No amount of writing would suffice to stress upon the importance of scouting in the modern game. Every game is scouted, every move is dissected, and every weakness is laid exposed by the shrewdest of the managers. A case in point is Andre Villas-Boas, head coach of Porto, who are the new Portuguese champions and Europa League finalists. Villas-Boas, who grew up strategising and performing background work for great managers like Bobby Robson and José Mourinho. He is so good with his scouting of the opposition, that a picture from Chelsea tactic boards revealed that he scouted oppositions for Mourinho down to details like the average jump height of opposition players during set piece defending. By analysing the opposition to that deep a level, there is little that one could do wrong. In his first season at Porto, he is undefeated in the league, winning 46 out of the 53 matches he has been in charge of, losing just 3. Stupendous indeed!
While there is a definite shift towards micro-tactics, it would be wrong to say that a definite football philosophy does not win you anything. Guardiola’s Barcelona have been winning almost every competition that they participated in, ever since he took charge. There are managers like Manuel Pellegrini and Carlo Ancelotti who involve micro-tactics within a philosophy, and there are managers who are gradually shifting from a definite philosophy to open-ended modern game.

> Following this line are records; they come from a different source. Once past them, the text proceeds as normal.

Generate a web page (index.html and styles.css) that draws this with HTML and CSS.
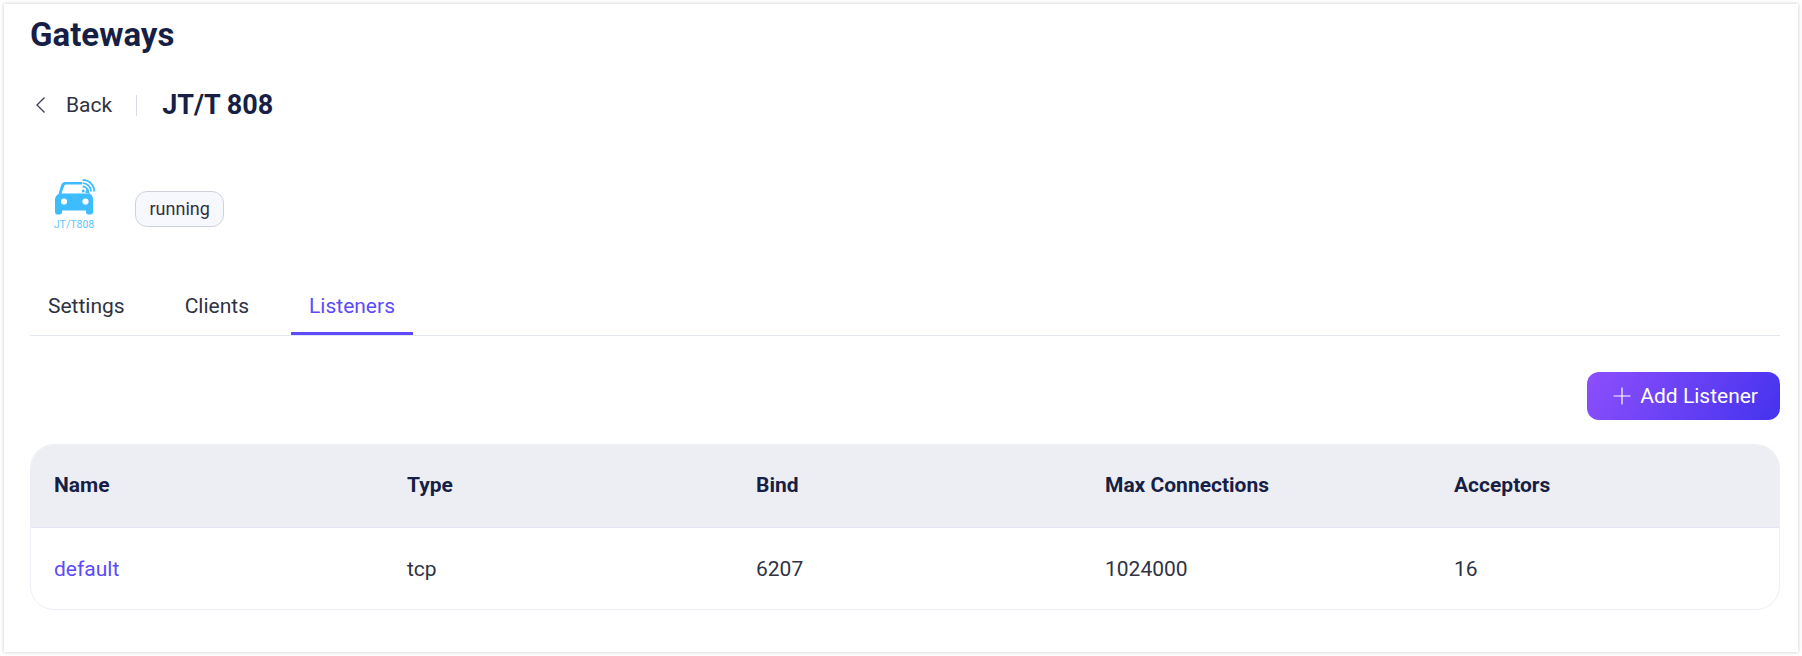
FILE: index.html
```html
<!DOCTYPE html>
<html lang="en">
<head>
  <meta charset="UTF-8">
  <title>Gateways</title>
  <link rel="stylesheet" href="styles.css">
</head>
<body>
  <div class="card">
    <h1>Gateways</h1>
    <div class="detail-head">
      <a class="back">
        <svg width="14" height="18" viewBox="0 0 14 18" fill="none" stroke="#3b3f52" stroke-width="1.3"><path d="M10.500 1.500 3 9l7.500 7.500"/></svg>
        <span>Back</span>
      </a>
      <span class="divider"></span>
      <h2>JT/T 808</h2>
    </div>
    <div class="gateway-info">
      <div class="logo">
        <svg width="42" height="36" viewBox="0 0 42 36">
          <path fill="#3dbcff" d="M11 3H28v2.600H12.500c-1.200 0-2 .6-2.400 1.600L7.500 14.500H35.500c2 1.200 3.500 3 3.500 5.500V33.300c0 1.200-.9 2.200-2 2.200h-3c-1.100 0-2-1-2-2.200V31.500H8v1.800c0 1.200-.9 2.200-2 2.200H3c-1.100 0-2-1-2-2.200V20.500c0-2.500 1.500-4.300 3.500-5.500L7 6.500C7.800 4.200 9 3 11 3z"/>
          <path fill="#3dbcff" d="M31 13.500 34 8.500l1.800 6.500z"/>
          <circle cx="10" cy="22.500" r="3.100" fill="#fff"/>
          <circle cx="31.500" cy="22.500" r="3.100" fill="#fff"/>
          <g fill="none" stroke="#fff" stroke-width="3.500">
            <path d="M28.700 .500a12 12 0 0 1 12 12"/>
            <path d="M28.700 4a8.500 8.500 0 0 1 8.500 8.500"/>
          </g>
          <g fill="none" stroke="#3dbcff" stroke-width="1.800">
            <path d="M28.700 .900a11.600 11.600 0 0 1 11.600 11.600"/>
            <path d="M28.700 4.200a8.300 8.300 0 0 1 8.300 8.300"/>
            <path d="M28.700 7.500a5 5 0 0 1 5 5"/>
          </g>
          <circle cx="29.200" cy="12" r="1.500" fill="#3dbcff"/>
        </svg>
        <span class="logo-name">JT/T808</span>
      </div>
      <span class="status">running</span>
    </div>
    <div class="tabs">
      <a class="tab">Settings</a>
      <a class="tab">Clients</a>
      <a class="tab active">Listeners</a>
    </div>
    <div class="toolbar">
      <button type="button">
        <svg width="18" height="18" viewBox="0 0 18 18" stroke="#fff" stroke-width="1.200"><path d="M9 .500v17M.500 9h17"/></svg>
        Add Listener
      </button>
    </div>
    <div class="table-wrap">
      <table>
        <tr>
          <th>Name</th>
          <th>Type</th>
          <th>Bind</th>
          <th>Max Connections</th>
          <th>Acceptors</th>
        </tr>
        <tr>
          <td><a class="link">default</a></td>
          <td>tcp</td>
          <td>6207</td>
          <td>1024000</td>
          <td>16</td>
        </tr>
      </table>
    </div>
  </div>
</body>
</html>
```

FILE: styles.css
```css
body {
  margin: 0;
  background: #fff;
  font-family: Roboto, Arial, sans-serif;
  color: #2f3243;
}
.card {
  box-sizing: border-box;
  width: 1794px;
  height: 648px;
  margin: 4px;
  padding: 0 18px 0 26px;
  background: #fff;
  box-shadow: 0 0 4px rgba(0,0,0,0.22);
}
h1 {
  margin: 0;
  padding-top: 11px;
  font-size: 33px;
  line-height: 40px;
  font-weight: 700;
  color: #181f45;
}
.detail-head {
  display: flex;
  align-items: center;
  margin-top: 32px;
  height: 36px;
}
.back {
  display: flex;
  align-items: center;
  gap: 18px;
  font-size: 21px;
  padding-left: 4px;
}
.back svg {
  display: block;
}
.divider {
  width: 1px;
  height: 21px;
  background: #d9dce6;
  margin: 0 25px 0 24px;
}
h2 {
  margin: 0;
  font-size: 27px;
  font-weight: 700;
  color: #181f45;
}
.gateway-info {
  display: flex;
  align-items: center;
  margin-top: 58px;
  height: 56px;
}
.logo {
  display: flex;
  flex-direction: column;
  align-items: center;
  width: 42px;
  margin: 0 0 10px 24px;
}
.logo svg {
  display: block;
}
.logo-name {
  font-size: 10.500px;
  line-height: 11px;
  margin: 4px 2px 0 0;
  color: #5cc6ff;
  white-space: nowrap;
}
.status {
  box-sizing: border-box;
  height: 36px;
  margin-left: 39px;
  padding: 0 13.500px;
  line-height: 34px;
  font-size: 18px;
  background: #f7f8fd;
  border: 1px solid #cfd2de;
  border-radius: 12px;
}
.tabs {
  display: flex;
  margin-top: 44px;
  height: 55px;
  border-bottom: 1px solid #e2e6f3;
  box-sizing: border-box;
}
.tab {
  padding: 0 18px;
  margin-right: 24px;
  font-size: 21px;
  line-height: 51px;
  height: 54px;
}
.tab.active {
  color: #5d4bfb;
  height: 51px;
  border-bottom: 3px solid #5d4bfb;
}
.toolbar {
  display: flex;
  justify-content: flex-end;
  margin-top: 36px;
}
button {
  display: flex;
  align-items: center;
  gap: 9px;
  height: 48px;
  padding: 0 22px 0 26px;
  border: none;
  border-radius: 12px;
  background: linear-gradient(120deg, #8d4ffc 0%, #4433ee 100%);
  color: #fff;
  font-family: inherit;
  font-size: 21px;
}
.table-wrap {
  margin-top: 24px;
  border: 1px solid #eeeef6;
  border-radius: 24px;
  overflow: hidden;
}
table {
  width: 100%;
  border-collapse: collapse;
  table-layout: fixed;
  font-size: 21px;
}
th {
  height: 82px;
  padding: 0 0 1px 24px;
  box-sizing: border-box;
  text-align: left;
  font-weight: 700;
  color: #181f45;
  background: #edeef4;
  border-bottom: 1px solid #e2e6f3;
}
td {
  height: 82px;
  padding: 1px 0 0 24px;
  box-sizing: border-box;
}
th:first-child {
  width: 352px;
  padding-left: 23px;
}
td:first-child {
  padding-left: 23px;
}
.link {
  color: #5d4bfb;
}
```
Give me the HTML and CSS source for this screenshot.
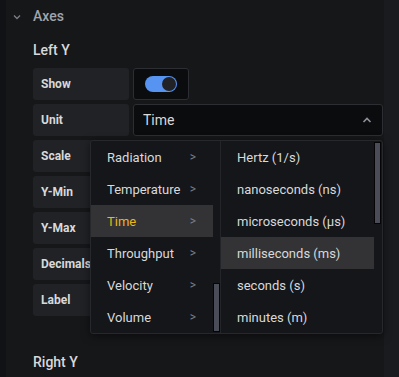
FILE: index.html
```html
<!DOCTYPE html>
<html>
<head>
<meta charset="utf-8">
<link rel="stylesheet" href="styles.css">
</head>
<body>
<div class="page">
  <div class="content">
    <div class="section-head">
      <svg class="chev" width="8" height="6" viewBox="0 0 8 6"><path d="M1 1.5 L4 4.5 L7 1.5" fill="none" stroke="#7b7e86" stroke-width="1.3"/></svg>
      <span>Axes</span>
    </div>
    <div class="subhead">Left Y</div>
    <div class="rows">
      <div class="row"><div class="label">Show</div><div class="switch-box"><div class="switch"><div class="knob"></div></div></div></div>
      <div class="row"><div class="label">Unit</div><div class="select"><span>Time</span><svg width="10" height="6" viewBox="0 0 10 6"><path d="M1.5 5 L5 1.5 L8.5 5" fill="none" stroke="#8e9099" stroke-width="1.6"/></svg></div></div>
      <div class="row"><div class="label">Scale</div></div>
      <div class="row"><div class="label">Y-Min</div></div>
      <div class="row"><div class="label">Y-Max</div></div>
      <div class="row"><div class="label">Decimals</div></div>
      <div class="row"><div class="label">Label</div></div>
    </div>
    <div class="subhead right-y">Right Y</div>
  </div>
  <div class="side"></div>

  <div class="menu">
    <div class="col col-left">
      <div class="items">
        <div class="item"><span>Radiation</span><span class="arr">&gt;</span></div>
        <div class="item"><span>Temperature</span><span class="arr">&gt;</span></div>
        <div class="item active"><span>Time</span><span class="arr">&gt;</span></div>
        <div class="item"><span>Throughput</span><span class="arr">&gt;</span></div>
        <div class="item"><span>Velocity</span><span class="arr">&gt;</span></div>
        <div class="item"><span>Volume</span><span class="arr">&gt;</span></div>
      </div>
      <div class="track"><div class="thumb thumb-left"></div></div>
    </div>
    <div class="col col-right">
      <div class="items">
        <div class="item"><span>Hertz (1/s)</span></div>
        <div class="item"><span>nanoseconds (ns)</span></div>
        <div class="item"><span>microseconds (µs)</span></div>
        <div class="item hover"><span>milliseconds (ms)</span></div>
        <div class="item"><span>seconds (s)</span></div>
        <div class="item"><span>minutes (m)</span></div>
      </div>
      <div class="track"><div class="thumb thumb-right"></div></div>
    </div>
  </div>
</div>
</body>
</html>
```

FILE: styles.css
```css
html, body {
  margin: 0;
  padding: 0;
  background: #111215;
  font-family: Roboto, "Liberation Sans", sans-serif;
  color: #d8d9da;
}
.page {
  position: relative;
  width: 399px;
  height: 377px;
  overflow: hidden;
  display: flex;
}
.content {
  margin-left: 6px;
  width: 378px;
  background: #161719;
  padding-left: 27px;
  box-sizing: border-box;
}
.side {
  flex: 1;
  background: #1a1b1f;
}
.section-head {
  height: 32px;
  display: flex;
  align-items: center;
  margin-left: -27px;
  padding-left: 7px;
  font-size: 14px;
  font-weight: 500;
  color: #9fa4ad;
}
.chev {
  margin-right: 12px;
  margin-top: 2px;
}
.subhead {
  height: 36px;
  display: flex;
  align-items: center;
  font-size: 14px;
  font-weight: 500;
  color: #d8d9da;
}
.rows {
  display: flex;
  flex-direction: column;
  gap: 4px;
}
.row {
  display: flex;
  gap: 4px;
  height: 32px;
}
.label {
  width: 96px;
  background: #202226;
  border-radius: 3px;
  font-size: 12px;
  font-weight: 700;
  color: #d8d9da;
  display: flex;
  align-items: center;
  padding-left: 8px;
  box-sizing: border-box;
}
.switch-box {
  width: 56px;
  background: #0b0c0e;
  border: 1px solid #2c2e33;
  border-radius: 3px;
  box-sizing: border-box;
  display: flex;
  align-items: center;
  justify-content: center;
}
.switch {
  width: 32px;
  height: 16px;
  border-radius: 8px;
  background: #5794f2;
  position: relative;
}
.knob {
  position: absolute;
  right: 1px;
  top: 1px;
  width: 14px;
  height: 14px;
  border-radius: 50%;
  background: #202226;
}
.select {
  width: 250px;
  background: #0b0c0e;
  border: 1px solid #2c2e33;
  border-radius: 3px;
  box-sizing: border-box;
  display: flex;
  align-items: center;
  justify-content: space-between;
  padding: 0 10px 0 9px;
  font-size: 14px;
  color: #d8d9da;
}
.right-y {
  margin-top: 30px;
  height: 32px;
}
.menu {
  position: absolute;
  left: 90px;
  top: 140px;
  width: 293px;
  height: 194px;
  background: #141619;
  border: 1px solid #26282c;
  border-radius: 3px;
  box-sizing: border-box;
  box-shadow: 0 2px 8px rgba(0,0,0,0.5);
  display: flex;
}
.col {
  display: flex;
  height: 192px;
}
.col-left {
  width: 129px;
  border-right: 1px solid #232529;
}
.col-right {
  flex: 1;
}
.items {
  flex: 1;
  display: flex;
  flex-direction: column;
}
.item {
  height: 32px;
  flex: none;
  display: flex;
  align-items: center;
  justify-content: space-between;
  padding: 0 17px 0 16px;
  font-size: 13px;
  color: #d8d9da;
}
.item.active {
  background: #333335;
  color: #ecb51a;
}
.item.hover {
  background: #333335;
}
.arr {
  color: #7b7e86;
  font-size: 12px;
}
.track {
  width: 7px;
  position: relative;
}
.thumb {
  position: absolute;
  left: 0;
  width: 7px;
  background: #4a4d57;
  border: 1px solid #050506;
  box-sizing: border-box;
}
.thumb-left {
  top: 142px;
  height: 49px;
}
.thumb-right {
  top: 1px;
  height: 82px;
}
.col-right .track {
  margin-right: 1px;
}
```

Whatever may be the reason – may it be success or lure of fame and recognition, or the fear of losing or obsession with winning, or plain outsmarting the opposition, the game is changing. It is drifting towards a post-ideological era, where only micro-tactics will remain. And football will all be about numbers, stats and figures. That is not to say that the beautiful game will lose all its flair and magic. For there will always be a Messi in an Argentine team playing to a plan, a Zidane in a disjoint French team, and a Del Piero in Juventus shirt playing their hearts out, for the love of the game more than anything else.